Start with your mise en place (French for put in place). I have a bunch of small glass bowls that I got at the dollar store. They are really useful, and I recommend that anyone who loves to cook get some. First, I wash and trim the green beans I think I will eat. I get some salted water boiling while I prepare the rest of the mise en place.

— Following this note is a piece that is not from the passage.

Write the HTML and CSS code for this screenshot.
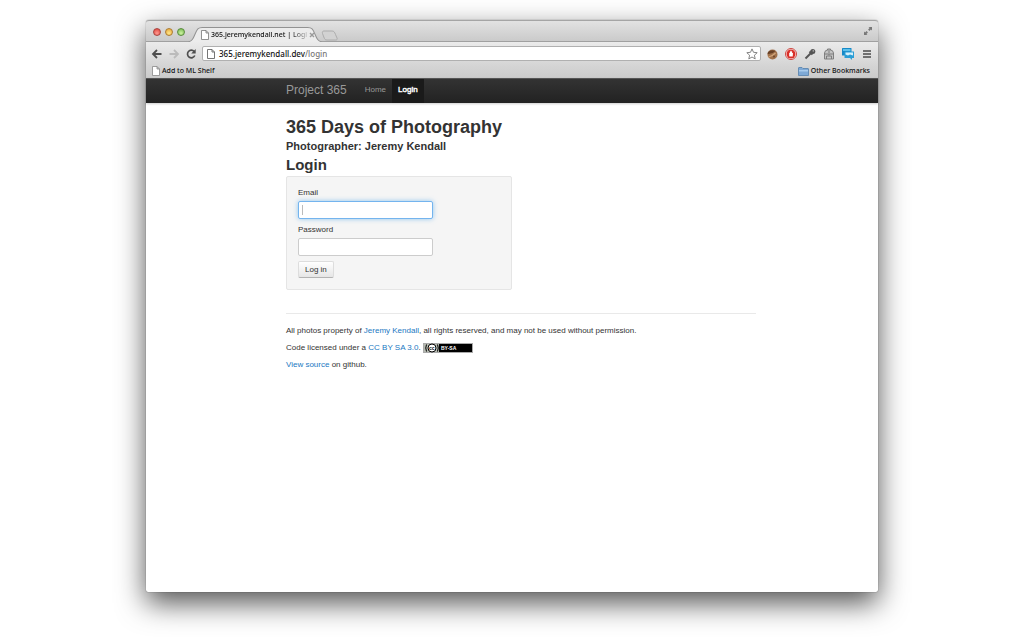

Take a shallot and chop some fine and set aside. You’re cooking for one – so you don’t need much. The shallot you don’t use will be ok covered in the fridge for a few days. Mince a clove of garlic and set aside*. Next clean and slice a few mushrooms. By now the water should be boiling and I add the green beans and just cook until they are bright green. I then remove them and add to a bowl with ice water to stop the cooking. I will finish them in my sauce.

Mise en place

Mise en place


Brown the pork chop on both sides but don’t cook it all the way through. Remove it from the pan and set aside. Add the shallots to the pan and let brown. Shallots brown much more quickly than onions which is why I am using them here. When the shallots are browned, add the mushrooms and garlic and cook until the mushrooms are browned and softened.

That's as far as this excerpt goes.